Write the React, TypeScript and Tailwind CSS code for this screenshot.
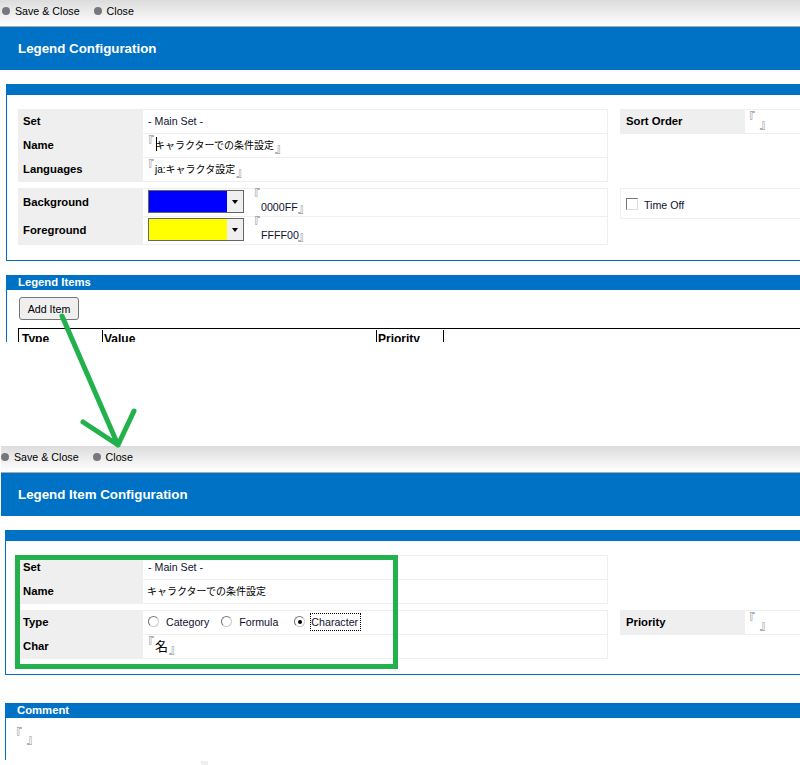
import type { ReactNode } from 'react'

const FONT = "font-['Liberation_Sans','Noto_Sans_CJK_JP',sans-serif]"
const BLUE = 'bg-[#0072c6]'

function Toolbar({ inset }: { inset?: boolean }) {
  return (
    <div
      className={`h-[27px] shrink-0 border-b border-[#aaaaaa] bg-gradient-to-b from-[#dcdcdc] to-white flex items-center pb-[4px] text-[10.67px] text-black ${inset ? 'pl-0' : 'pl-[2px]'}`}
    >
      <span className="size-2 rounded-full bg-[#77777d]" />
      <span className="ml-[5px]">Save &amp; Close</span>
      <span className="size-2 rounded-full bg-[#77777d] ml-[14px]" />
      <span className="ml-[5px]">Close</span>
    </div>
  )
}

function PageTitle({ children, inset }: { children: ReactNode; inset?: boolean }) {
  return (
    <div
      className={`h-[43px] shrink-0 ${BLUE} flex items-center pt-px text-[13.33px] font-bold text-white ${inset ? 'pl-[17px]' : 'pl-[18px]'}`}
    >
      {children}
    </div>
  )
}

function Row({ label, h = 24, children }: { label?: string; h?: number; children?: ReactNode }) {
  return (
    <div className={`flex border-b border-[#efefef] ${h === 28 ? 'h-[28px]' : 'h-[24px]'}`}>
      <div className="w-[125px] shrink-0 bg-[#efefef] flex items-center pl-[5px] text-[11.3px] font-bold text-black">
        {label}
      </div>
      <div className="flex-1 relative flex items-center pl-[5px] text-[10.67px] text-[#111133]">{children}</div>
    </div>
  )
}

function Grid({ rows }: { rows: ReactNode }) {
  return <div className="w-[590px] shrink-0 border-t border-r border-[#efefef]">{rows}</div>
}

function Quoted({ children, big }: { children?: ReactNode; big?: boolean }) {
  return (
    <span className={`flex items-center text-black ${big ? 'text-[13px]' : 'text-[10px]'}`}>
      <span className="text-[#777777] text-[12px] -mt-[7px] -ml-[6px] mr-[1px]">『</span>
      {children}
      <span className="text-[#777777] text-[12px] mt-[6px] -mr-[5px] ml-px">』</span>
    </span>
  )
}

function ColorPick({ color, value }: { color: string; value: string }) {
  return (
    <div className="flex items-start w-full h-full">
      <div className="mt-[1px] h-[23px] w-[96px] border border-[#666666] flex">
        <div className={`flex-1 ${color === 'blue' ? 'bg-[#0000ff]' : 'bg-[#ffff00]'}`} />
        <div className="w-[16px] bg-[#efefef] flex items-center justify-center">
          <span className="border-x-[3.5px] border-t-[4px] border-x-transparent border-t-black" />
        </div>
      </div>
      <span className="relative ml-[4px] h-full w-[70px] text-[#111133]">
        <span className="absolute left-0 -top-[3px] text-[#777777] text-[12px]">『</span>
        <span className="absolute left-[13px] top-[10px]">{value}</span>
        <span className="absolute left-[50px] top-[11px] text-[#777777] text-[12px]">』</span>
      </span>
    </div>
  )
}

function Radio({ on, children, focus }: { on?: boolean; children: ReactNode; focus?: boolean }) {
  return (
    <span className="flex items-center">
      <span className="size-[11px] rounded-full border border-[#777777] border-r-[#cccccc] border-b-[#cccccc] flex items-center justify-center">
        {on && <span className="size-[4px] rounded-full bg-black" />}
      </span>
      <span
        className={`text-[#111133] ${focus ? 'ml-[5px] pr-[2px] border border-dotted border-black leading-[16px]' : 'ml-[7px]'}`}
      >
        {children}
      </span>
    </span>
  )
}

function SideRow({ label }: { label: string }) {
  return (
    <div className="flex-1 border-t border-b border-[#efefef] h-[25px] flex">
      <div className="w-[125px] shrink-0 bg-[#efefef] flex items-center pl-[6px] text-[11.3px] font-bold text-black">
        {label}
      </div>
      <div className="pl-[4px] flex items-center">
        <Quoted>&nbsp;</Quoted>
      </div>
    </div>
  )
}

function FirstShot() {
  return (
    <section className="h-[342px] shrink-0 overflow-hidden flex flex-col">
      <Toolbar />
      <PageTitle>Legend Configuration</PageTitle>
      <div className="mt-[14px] ml-[6px] h-[177px] shrink-0 border-l border-b border-[#0072c6] overflow-hidden">
        <div className={`h-[11px] ${BLUE}`} />
        <div className="mt-[14px] ml-[11px] flex gap-[12px]">
          <Grid
            rows={
              <>
                <Row label="Set">
                  <span className="-mt-px">- Main Set -</span>
                </Row>
                <Row label="Name">
                  <Quoted>キャラクターでの条件設定</Quoted>
                  <span className="absolute left-[13px] top-[3px] h-[14px] w-px bg-black" />
                </Row>
                <Row label="Languages">
                  <Quoted>ja:キャラクタ設定</Quoted>
                </Row>
              </>
            }
          />
          <SideRow label="Sort Order" />
        </div>
        <div className="mt-[6px] ml-[11px] flex gap-[12px]">
          <Grid
            rows={
              <>
                <Row label="Background" h={28}>
                  <ColorPick color="blue" value="0000FF" />
                </Row>
                <Row label="Foreground" h={28}>
                  <ColorPick color="yellow" value="FFFF00" />
                </Row>
              </>
            }
          />
          <div className="flex-1 h-[31px] border border-r-0 border-[#efefef] flex items-center pl-[5px] text-[10.67px] text-[#111133]">
            <span className="size-[12px] border border-[#777777] border-r-[#dddddd] border-b-[#dddddd]" />
            <span className="ml-[6px] mt-[3px]">Time Off</span>
          </div>
        </div>
      </div>
      <div className="mt-[14px] ml-[6px] border-l border-[#0072c6] flex-1">
        <div className={`h-[15px] ${BLUE} pl-[11px] flex items-center text-[11.3px] font-bold text-white`}>
          Legend Items
        </div>
        <button className="mt-[7px] ml-[12px] h-[23px] w-[60px] rounded-[3px] border border-[#777777] bg-[#efefef] text-[10.67px] text-black block">
          Add Item
        </button>
        <div className="mt-[8px] ml-[11px] h-[30px] border-t border-l border-black pt-px flex text-[12px] font-bold text-black">
          <div className="w-[84px] pl-[3px] border-r border-black">Type</div>
          <div className="w-[274px] pl-[1px] border-r border-black">Value</div>
          <div className="w-[67px] pl-[1px] border-r border-black">Priority</div>
        </div>
      </div>
    </section>
  )
}

function SecondShot() {
  return (
    <section className="mt-[104px] ml-px flex-1 flex flex-col overflow-hidden">
      <Toolbar inset />
      <PageTitle inset>Legend Item Configuration</PageTitle>
      <div className="mt-[14px] ml-[4px] h-[145px] shrink-0 border-l border-b border-[#0072c6] overflow-hidden">
        <div className={`h-[11px] ${BLUE}`} />
        <div className="mt-[14px] ml-[12px] flex gap-[12px]">
          <Grid
            rows={
              <>
                <Row label="Set">
                  <span className="-mt-px">- Main Set -</span>
                </Row>
                <Row label="Name">
                  <span className="-ml-px text-[10px] text-black">キャラクターでの条件設定</span>
                </Row>
              </>
            }
          />
        </div>
        <div className="mt-[6px] ml-[12px] flex gap-[12px]">
          <Grid
            rows={
              <>
                <Row label="Type">
                  <div className="flex items-center -mt-[2px]">
                    <Radio>Category</Radio>
                    <span className="w-[12px]" />
                    <Radio>Formula</Radio>
                    <span className="w-[16px]" />
                    <Radio on focus>
                      Character
                    </Radio>
                  </div>
                </Row>
                <Row label="Char">
                  <Quoted big>名</Quoted>
                </Row>
              </>
            }
          />
          <SideRow label="Priority" />
        </div>
      </div>
      <div className="mt-[28px] ml-[4px] h-[57px] shrink-0 border-l border-[#0072c6]">
        <div className={`h-[15px] ${BLUE} pl-[11px] flex items-center text-[11.3px] font-bold text-white`}>
          Comment
        </div>
        <div className="mt-[9px] pl-[10px] flex items-center h-[20px]">
          <Quoted>&nbsp;</Quoted>
        </div>
      </div>
      <div className="ml-[200px] mt-px w-[7px] flex-1 bg-[#efefef]" />
    </section>
  )
}

export default function App() {
  return (
    <div className={`relative w-[800px] h-[765px] overflow-hidden bg-white flex flex-col ${FONT}`}>
      <FirstShot />
      <SecondShot />
      {/* hand-drawn annotation on top of the two shots */}
      <svg className="absolute left-0 top-0 pointer-events-none" width="800" height="765" fill="none">
        <path
          d="M62 316L118 445M83 422L118 445L134 411"
          stroke="#22b14c"
          strokeWidth="5"
          strokeLinecap="round"
          strokeLinejoin="round"
        />
      </svg>
      <div className="absolute left-[15px] top-[555px] w-[383px] h-[114px] border-[5px] border-[#22b14c]" />
    </div>
  )
}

+--

(EXERCISE BRIEF):
Pictures stay out. Repeat only the lines from the beginning of the data through the line that has "const BLUE = 'bg-[#0072c6]'".

(TASK ANSWER):
Write the React, TypeScript and Tailwind CSS code for this screenshot.
import type { ReactNode } from 'react'

const FONT = "font-['Liberation_Sans','Noto_Sans_CJK_JP',sans-serif]"
const BLUE = 'bg-[#0072c6]'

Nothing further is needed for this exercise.